*DATA SHOWN:*
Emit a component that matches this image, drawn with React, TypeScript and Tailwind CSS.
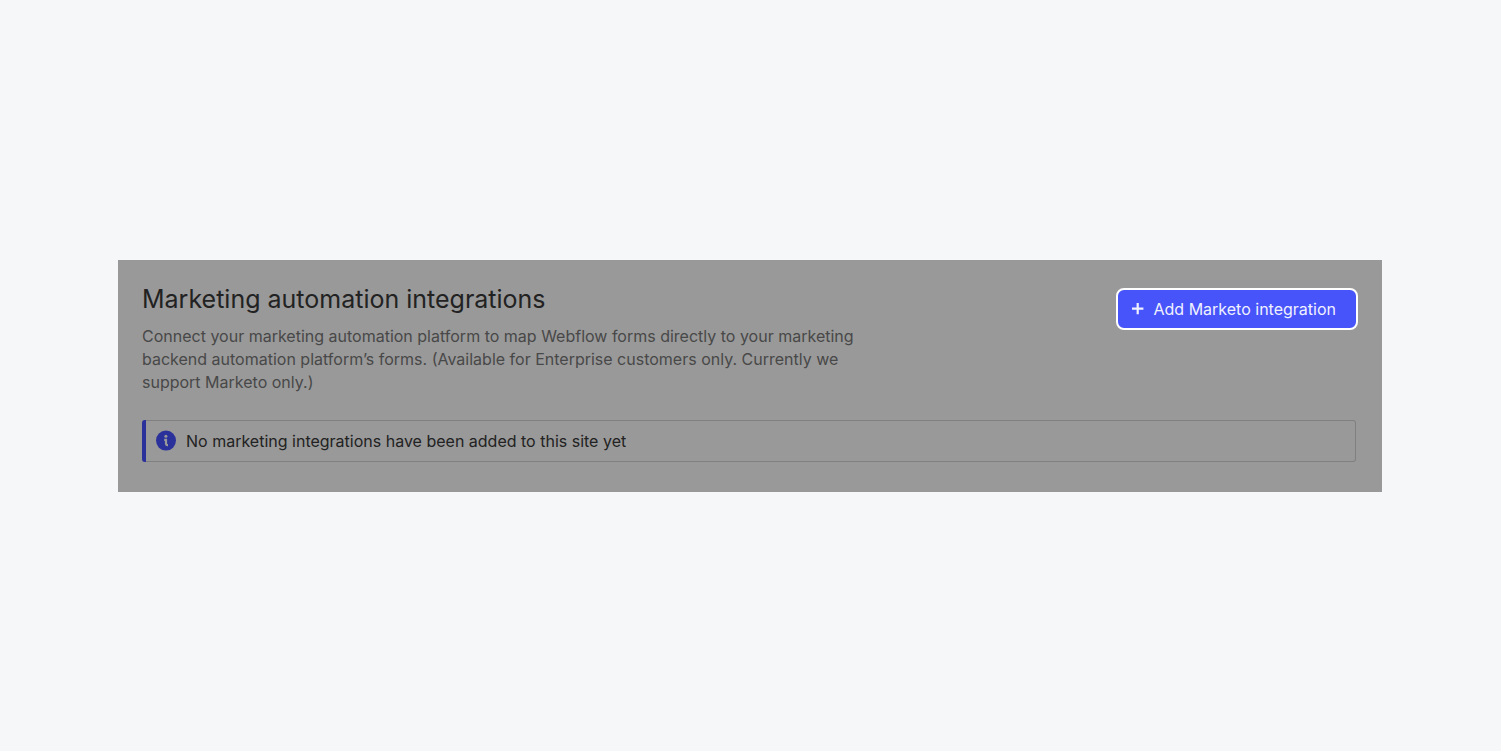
import { ReactNode } from "react";

function PlusIcon() {
  return (
    <svg
      viewBox="0 0 12 12"
      className="w-3 h-3"
      fill="none"
      stroke="currentColor"
      strokeWidth="2.2"
      aria-hidden="true"
    >
      <path d="M5.7 0v11.2M0 5.6h11.4" />
    </svg>
  );
}

function InfoIcon() {
  return (
    <svg
      viewBox="0 0 20 20"
      className="w-5 h-5 shrink-0 overflow-visible"
      aria-hidden="true"
    >
      <circle cx="10" cy="9.6" r="10" fill="#2b319a" />
      <circle cx="9.9" cy="5.2" r="1.5" fill="#999999" />
      <path
        d="M8.2 8.9H10v3.9q0 1.3 1.2 1.3h.8"
        fill="none"
        stroke="#999999"
        strokeWidth="2.2"
      />
    </svg>
  );
}

function Notice({ children }: { children: ReactNode }) {
  return (
    <div
      role="status"
      className="flex items-stretch h-[42px] rounded-[3px] border border-l-0 border-[#808080]"
    >
      <div className="w-1 -my-px rounded-l-[3px] bg-[#2b319a]" />
      <div className="flex items-center gap-2.5 pl-2.5 text-[#222222]">
        <InfoIcon />
        <p>{children}</p>
      </div>
    </div>
  );
}

export default function App() {
  return (
    <main className="min-h-screen bg-[#f5f7f9] pt-[260px] pl-[118px] pr-[119px] font-['Inter',sans-serif] text-base">
      <section className="bg-[#999999] px-6 pt-[21px] pb-[30px]">
        <div className="flex items-start justify-between">
          <div className="max-w-[740px]">
            <h1 className="text-[25px] leading-9 text-[#222222]">
              Marketing automation integrations
            </h1>
            <p className="mt-2 leading-[23px] text-[#484848]">
              Connect your marketing automation platform to map Webflow forms
              directly to your marketing backend automation platform’s forms.
              (Available for Enterprise customers only. Currently we support
              Marketo only.)
            </p>
          </div>
          <button
            type="button"
            className="flex items-center gap-2.5 h-[42px] mt-[7px] pl-3.5 pr-5 rounded-lg border-2 border-white bg-[#4654fa] text-[#f0f1ff] whitespace-nowrap cursor-pointer"
          >
            <PlusIcon />
            Add Marketo integration
          </button>
        </div>
        <div className="mt-[26px] mr-0.5">
          <Notice>No marketing integrations have been added to this site yet</Notice>
        </div>
      </section>
    </main>
  );
}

*TASK INSTRUCTIONS:* In your copy of the listing above, reproduce each line exactly and omit all pictures.

*EXERCISE RESULT:*
Emit a component that matches this image, drawn with React, TypeScript and Tailwind CSS.
import { ReactNode } from "react";

function PlusIcon() {
  return (
    <svg
      viewBox="0 0 12 12"
      className="w-3 h-3"
      fill="none"
      stroke="currentColor"
      strokeWidth="2.2"
      aria-hidden="true"
    >
      <path d="M5.7 0v11.2M0 5.6h11.4" />
    </svg>
  );
}

function InfoIcon() {
  return (
    <svg
      viewBox="0 0 20 20"
      className="w-5 h-5 shrink-0 overflow-visible"
      aria-hidden="true"
    >
      <circle cx="10" cy="9.6" r="10" fill="#2b319a" />
      <circle cx="9.9" cy="5.2" r="1.5" fill="#999999" />
      <path
        d="M8.2 8.9H10v3.9q0 1.3 1.2 1.3h.8"
        fill="none"
        stroke="#999999"
        strokeWidth="2.2"
      />
    </svg>
  );
}

function Notice({ children }: { children: ReactNode }) {
  return (
    <div
      role="status"
      className="flex items-stretch h-[42px] rounded-[3px] border border-l-0 border-[#808080]"
    >
      <div className="w-1 -my-px rounded-l-[3px] bg-[#2b319a]" />
      <div className="flex items-center gap-2.5 pl-2.5 text-[#222222]">
        <InfoIcon />
        <p>{children}</p>
      </div>
    </div>
  );
}

export default function App() {
  return (
    <main className="min-h-screen bg-[#f5f7f9] pt-[260px] pl-[118px] pr-[119px] font-['Inter',sans-serif] text-base">
      <section className="bg-[#999999] px-6 pt-[21px] pb-[30px]">
        <div className="flex items-start justify-between">
          <div className="max-w-[740px]">
            <h1 className="text-[25px] leading-9 text-[#222222]">
              Marketing automation integrations
            </h1>
            <p className="mt-2 leading-[23px] text-[#484848]">
              Connect your marketing automation platform to map Webflow forms
              directly to your marketing backend automation platform’s forms.
              (Available for Enterprise customers only. Currently we support
              Marketo only.)
            </p>
          </div>
          <button
            type="button"
            className="flex items-center gap-2.5 h-[42px] mt-[7px] pl-3.5 pr-5 rounded-lg border-2 border-white bg-[#4654fa] text-[#f0f1ff] whitespace-nowrap cursor-pointer"
          >
            <PlusIcon />
            Add Marketo integration
          </button>
        </div>
        <div className="mt-[26px] mr-0.5">
          <Notice>No marketing integrations have been added to this site yet</Notice>
        </div>
      </section>
    </main>
  );
}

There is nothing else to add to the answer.